ドクター時任は恋愛中毒
◆不安な夜
昼食の時間帯は、もっとも忙しくなる栄養部。
そのオフィスは、病院食を調理する広い厨房とつながっていて、すぐに行き来ができる構造になっている。
もうすぐ午後一時になろうとしている現在、先輩方は、食事を終えた患者さんがどれくらい料理を残しているのか、という調査のため厨房に入っていて、オフィスには私一人。
研修も今日で終わりで、月が替わったらいよいよ本採用になるため、上司に提出するレポートをまとめる時間にしていいよと言われ、ひとりデスクに向かっているのだ。

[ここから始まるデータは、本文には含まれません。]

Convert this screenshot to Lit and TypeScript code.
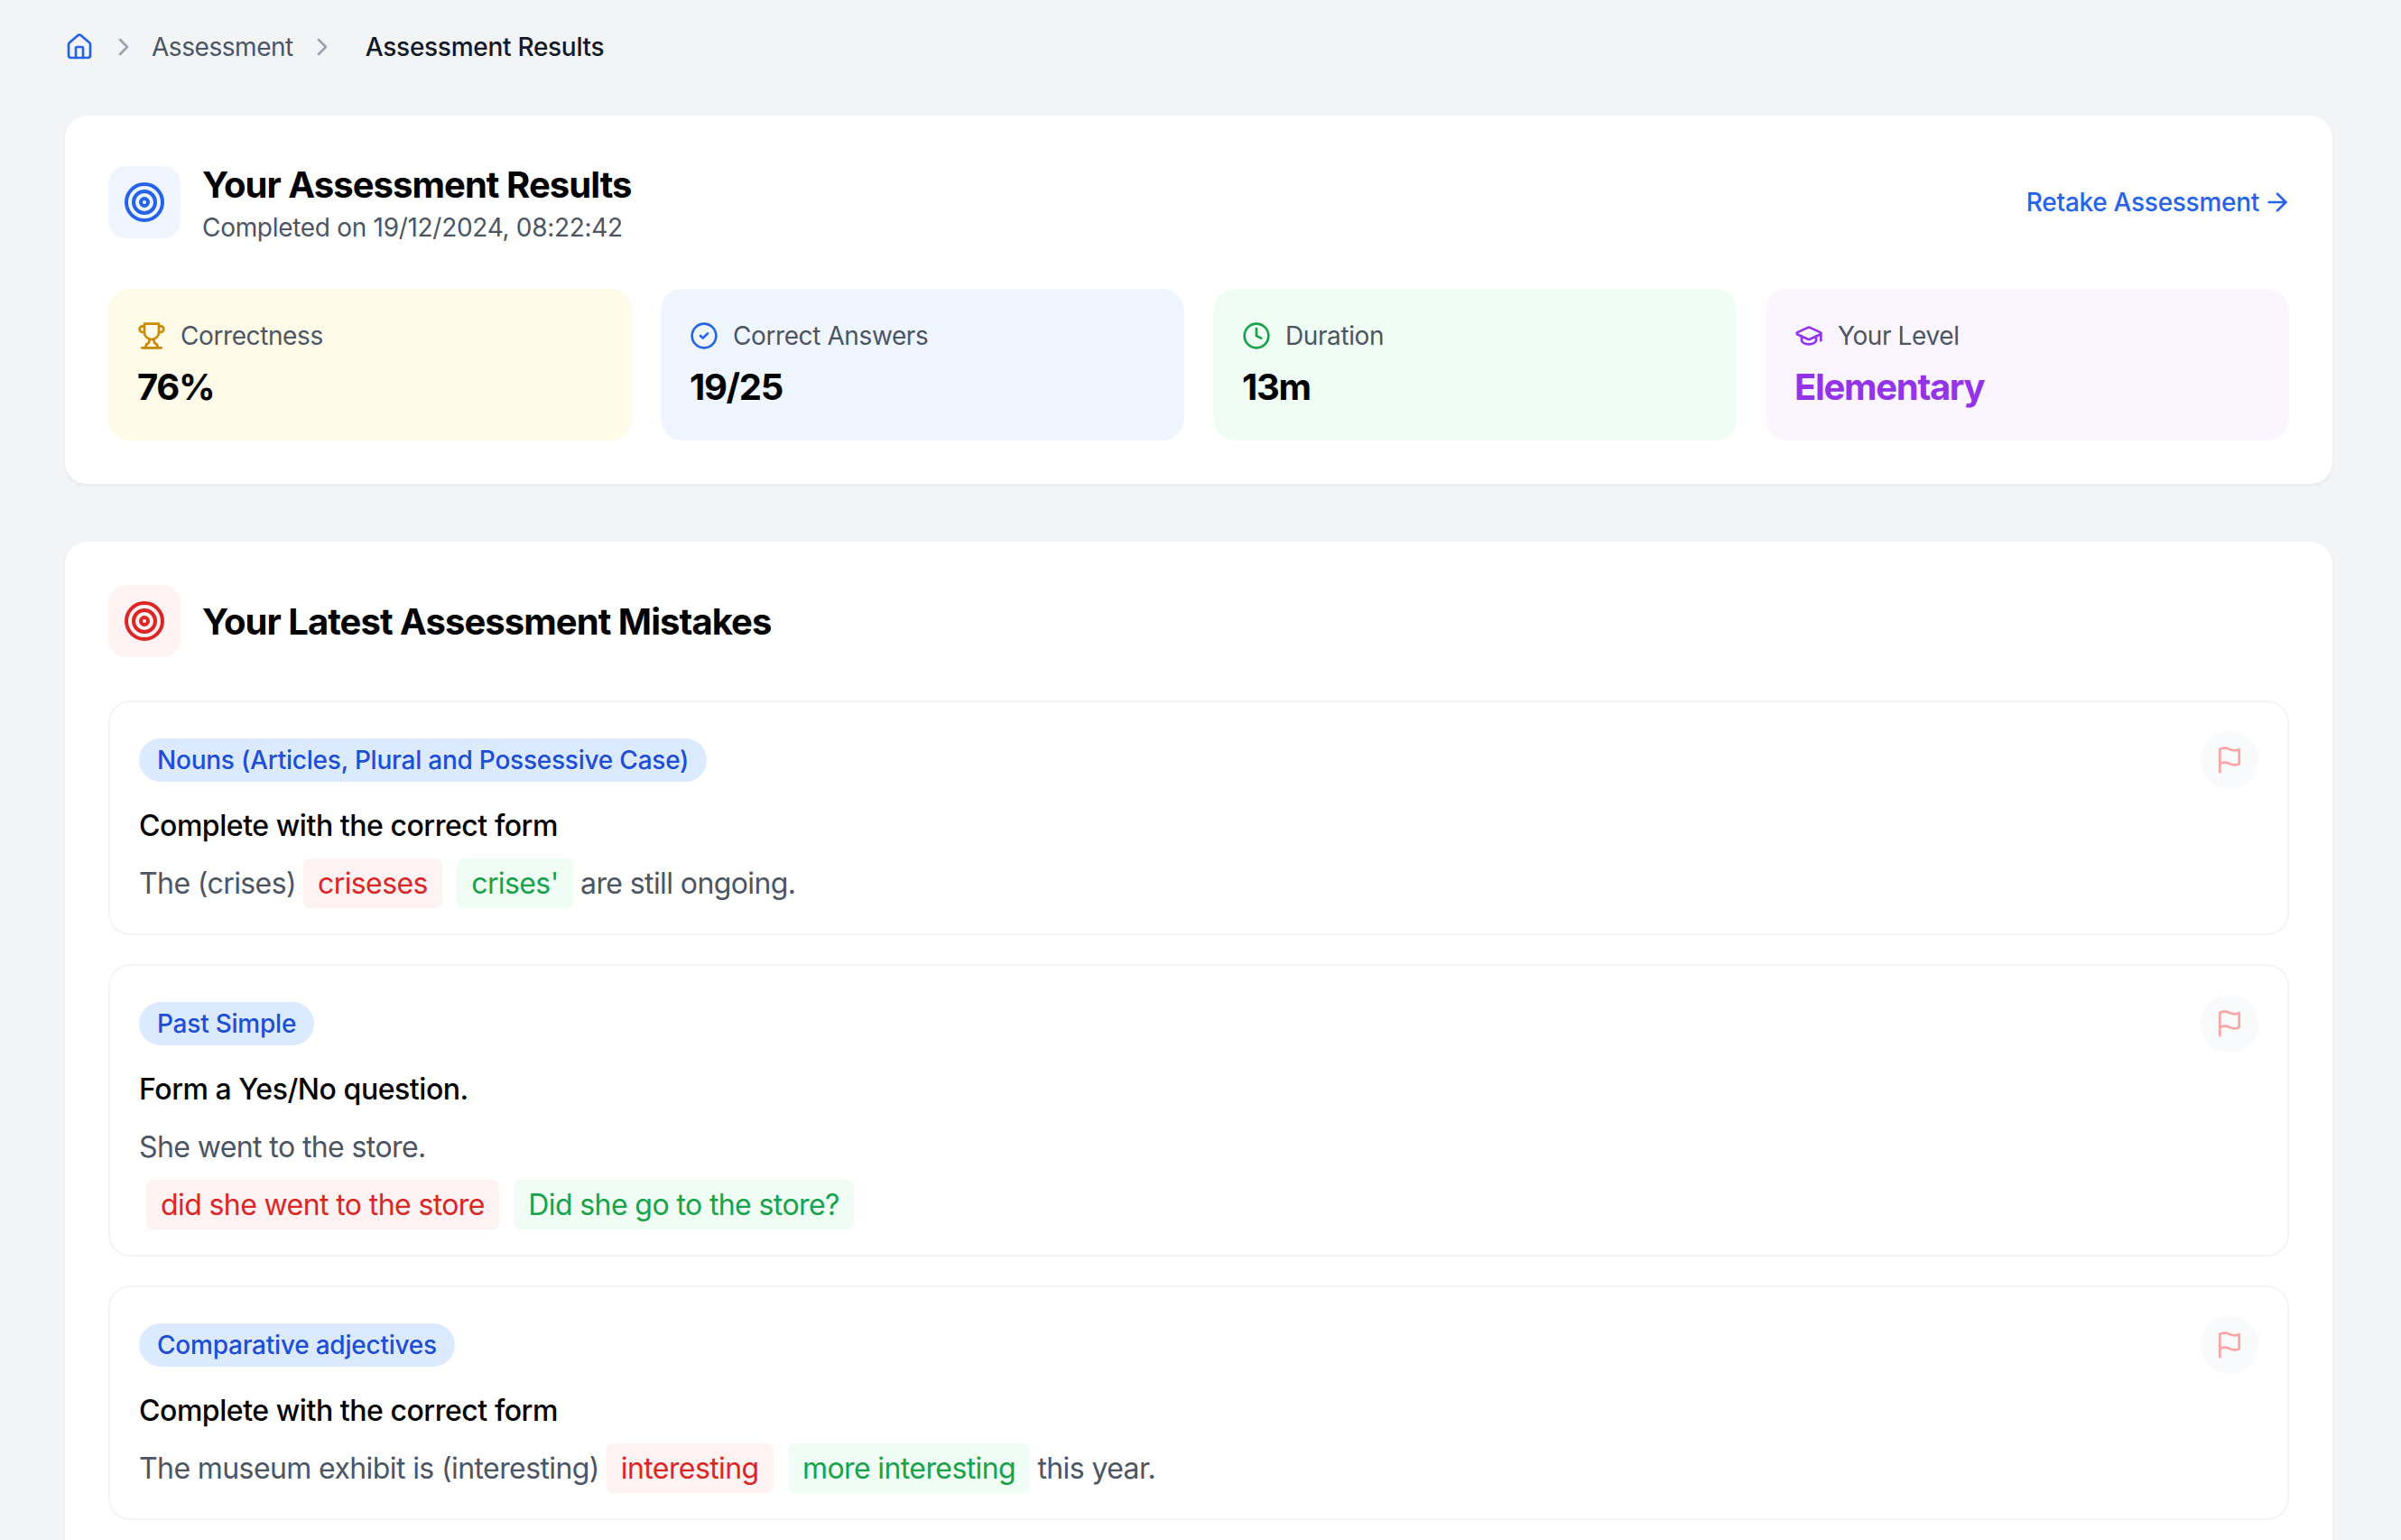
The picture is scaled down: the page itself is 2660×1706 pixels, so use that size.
import { LitElement, html, css, svg } from "lit";
import { customElement } from "lit/decorators.js";

const icon = (body: unknown, cls = "") =>
  html`<svg class="ic ${cls}" viewBox="0 0 24 24" fill="none" stroke="currentColor" stroke-width="2" stroke-linecap="round" stroke-linejoin="round">${body}</svg>`;

const home = svg`<path d="M15 21v-8a1 1 0 0 0-1-1h-4a1 1 0 0 0-1 1v8"/><path d="M3 10a2 2 0 0 1 .709-1.528l7-5.999a2 2 0 0 1 2.582 0l7 5.999A2 2 0 0 1 21 10v9a2 2 0 0 1-2 2H5a2 2 0 0 1-2-2z"/>`;
const chevron = svg`<path d="m9 18 6-6-6-6"/>`;
const target = svg`<circle cx="12" cy="12" r="10"/><circle cx="12" cy="12" r="6"/><circle cx="12" cy="12" r="2"/>`;
const arrow = svg`<path d="M5 12h14"/><path d="m12 5 7 7-7 7"/>`;
const trophy = svg`<path d="M6 9H4.5a2.5 2.5 0 0 1 0-5H6"/><path d="M18 9h1.5a2.5 2.5 0 0 0 0-5H18"/><path d="M4 22h16"/><path d="M10 14.66V17c0 .55-.47.98-.97 1.21C7.85 18.75 7 20.24 7 22"/><path d="M14 14.66V17c0 .55.47.98.97 1.21C16.15 18.75 17 20.24 17 22"/><path d="M18 2H6v7a6 6 0 0 0 12 0V2Z"/>`;
const check = svg`<circle cx="12" cy="12" r="10"/><path d="m9 12 2 2 4-4"/>`;
const clock = svg`<circle cx="12" cy="12" r="10"/><polyline points="12 6 12 12 16 14"/>`;
const cap = svg`<path d="M21.42 10.922a1 1 0 0 0-.019-1.838L12.83 5.18a2 2 0 0 0-1.66 0L2.6 9.08a1 1 0 0 0 0 1.832l8.57 3.908a2 2 0 0 0 1.66 0z"/><path d="M22 10v6"/><path d="M6 12.5V16a6 3 0 0 0 12 0v-3.5"/>`;
const flag = svg`<path d="M4 15s1-1 4-1 5 2 8 2 4-1 4-1V3s-1 1-4 1-5-2-8-2-4 1-4 1z"/><line x1="4" y1="22" x2="4" y2="15"/>`;

const stats = [
  { cls: "yellow", icon: trophy, label: "Correctness", value: "76%" },
  { cls: "blue", icon: check, label: "Correct Answers", value: "19/25" },
  { cls: "green", icon: clock, label: "Duration", value: "13m" },
  { cls: "purple", icon: cap, label: "Your Level", value: "Elementary" },
];

const tagged = (tag: string, title: string, body: unknown) => html`
  <div class="item">
    <div class="item-top">
      <span class="pill">${tag}</span>
      <span class="flag">${icon(flag)}</span>
    </div>
    <div class="q-title">${title}</div>
    ${body}
  </div>
`;

@customElement("app-root")
export class AppRoot extends LitElement {
  static styles = css`
    :host {
      display: block;
      height: 1706px;
      overflow: hidden;
      background: #f3f4f6;
      font-family: Inter, "Liberation Sans", sans-serif;
      color: #000;
    }
    .page {
      padding: 36px 76px 0 72px;
    }
    .ic {
      display: block;
      width: 32px;
      height: 32px;
      flex: none;
    }
    .crumbs {
      display: flex;
      align-items: center;
      height: 32px;
      margin-bottom: 60px;
      font-size: 28px;
      line-height: 40px;
      letter-spacing: -0.45px;
      color: #4b5563;
    }
    .crumbs .home { color: #2563eb; }
    .crumbs .sep { color: #9ca3af; margin: 0 15px 0 17px; }
    .crumbs .sep.two { margin: 0 32px 0 16px; }
    .crumbs .current { color: #111827; font-weight: 500; letter-spacing: -0.28px; }
    .card {
      background: #fff;
      border-radius: 24px;
      padding: 48px;
      box-shadow: 0 2px 4px rgba(0, 0, 0, 0.05);
    }
    .card + .card {
      margin-top: 64px;
      min-height: 1300px;
    }
    .head {
      display: flex;
      align-items: center;
      justify-content: space-between;
      margin-bottom: 48px;
    }
    .head-left {
      display: flex;
      align-items: center;
      gap: 24px;
    }
    .badge {
      width: 80px;
      height: 80px;
      border-radius: 20px;
      display: flex;
      align-items: center;
      justify-content: center;
      background: #eff6ff;
      color: #2563eb;
    }
    .badge.red { background: #fef2f2; color: #dc2626; }
    .badge .ic { width: 48px; height: 48px; }
    h1 {
      margin: 0 0 -1px;
      padding-top: 1px;
      font-size: 40px;
      line-height: 56px;
      font-weight: 700;
      letter-spacing: -0.95px;
    }
    .sub {
      font-size: 28px;
      line-height: 40px;
      letter-spacing: -0.3px;
      color: #4b5563;
    }
    .retake {
      display: flex;
      align-items: center;
      gap: 4px;
      margin-right: -3px;
      font-size: 28px;
      line-height: 40px;
      font-weight: 500;
      letter-spacing: -0.28px;
      color: #2563eb;
    }
    .stats {
      display: grid;
      grid-template-columns: repeat(4, 1fr);
      gap: 32px;
    }
    .stat {
      border-radius: 24px;
      padding: 32px;
    }
    .stat-label {
      display: flex;
      align-items: center;
      gap: 16px;
      font-size: 28px;
      line-height: 40px;
      letter-spacing: -0.4px;
      color: #4b5563;
    }
    .stat-value {
      margin: 8px 0 -1px;
      padding-top: 1px;
      font-size: 40px;
      line-height: 56px;
      font-weight: 700;
      letter-spacing: -1.3px;
    }
    .yellow { background: #fefce8; }
    .yellow .ic { color: #ca8a04; }
    .blue { background: #eff6ff; }
    .blue .ic { color: #2563eb; }
    .green { background: #f0fdf4; }
    .green .ic { color: #16a34a; }
    .purple { background: #faf5ff; }
    .purple .ic, .purple .stat-value { color: #9333ea; }
    .items {
      display: flex;
      flex-direction: column;
      gap: 32px;
    }
    .item {
      border: 2px solid #f3f4f6;
      border-radius: 24px;
      padding: 32px;
    }
    .item-top {
      display: flex;
      align-items: center;
      justify-content: space-between;
      margin-bottom: 16px;
    }
    .pill {
      background: #dbeafe;
      color: #1d4ed8;
      border-radius: 999px;
      padding: 4px 20px;
      font-size: 28px;
      line-height: 40px;
      font-weight: 500;
      letter-spacing: -0.23px;
    }
    .flag {
      width: 64px;
      height: 64px;
      border-radius: 50%;
      background: #f9fafb;
      color: #fca5a5;
      display: flex;
      align-items: center;
      justify-content: center;
    }
    .q-title {
      padding-top: 1px;
      margin-bottom: 15px;
      font-size: 32px;
      line-height: 48px;
      font-weight: 500;
      letter-spacing: -0.45px;
    }
    .sentence {
      padding-top: 1px;
      margin-bottom: -1px;
      font-size: 32px;
      line-height: 48px;
      letter-spacing: -0.6px;
      color: #4b5563;
    }
    .sentence + .sentence { margin-top: 16px; }
    .chip {
      padding: 8px 16px;
      border-radius: 8px;
    }
    .wrong { background: #fef2f2; color: #dc2626; margin: 0 8px; }
    .right { background: #f0fdf4; color: #16a34a; }
  `;

  render() {
    return html`
      <div class="page">
        <nav class="crumbs">
          <span class="home">${icon(home)}</span>
          <span class="sep">${icon(chevron)}</span>
          <span>Assessment</span>
          <span class="sep two">${icon(chevron)}</span>
          <span class="current">Assessment Results</span>
        </nav>

        <section class="card">
          <div class="head">
            <div class="head-left">
              <div class="badge">${icon(target)}</div>
              <div>
                <h1>Your Assessment Results</h1>
                <div class="sub">Completed on 19/12/2024, 08:22:42</div>
              </div>
            </div>
            <div class="retake">Retake Assessment ${icon(arrow)}</div>
          </div>
          <div class="stats">
            ${stats.map(
              (s) => html`
                <div class="stat ${s.cls}">
                  <div class="stat-label">${icon(s.icon)}${s.label}</div>
                  <div class="stat-value">${s.value}</div>
                </div>
              `
            )}
          </div>
        </section>

        <section class="card">
          <div class="head">
            <div class="head-left">
              <div class="badge red">${icon(target)}</div>
              <h1>Your Latest Assessment Mistakes</h1>
            </div>
          </div>
          <div class="items">
            ${tagged(
              "Nouns (Articles, Plural and Possessive Case)",
              "Complete with the correct form",
              html`<div class="sentence">The (crises)<span class="chip wrong">criseses</span> <span class="chip right">crises'</span> are still ongoing.</div>`
            )}
            ${tagged(
              "Past Simple",
              "Form a Yes/No question.",
              html`<div class="sentence">She went to the store.</div>
                <div class="sentence"><span class="chip wrong">did she went to the store</span> <span class="chip right">Did she go to the store?</span></div>`
            )}
            ${tagged(
              "Comparative adjectives",
              "Complete with the correct form",
              html`<div class="sentence">The museum exhibit is (interesting)<span class="chip wrong">interesting</span> <span class="chip right">more interesting</span> this year.</div>`
            )}
          </div>
        </section>
      </div>
    `;
  }
}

ゆうべたっぷり寝たおかげで頭は冴えていて、レポートはさくさく進んでいたのだけれど……。
コンコン、と扉がノックされ、私はペンの動きを止める。
ドアの方を見つめていると、「失礼します」と言いながらぬっと現れたのは、意外な人物で。
「と、時任先生……!」
昨夜のことがあってから、顔を合わせるのは初めてだ。
彼に深入りしてはいけないと思ったはずなのに、その姿を見ただけで心臓は勝手に飛び上がってじわじわ頬が熱くなる。
いったい、ここに何の用だろう。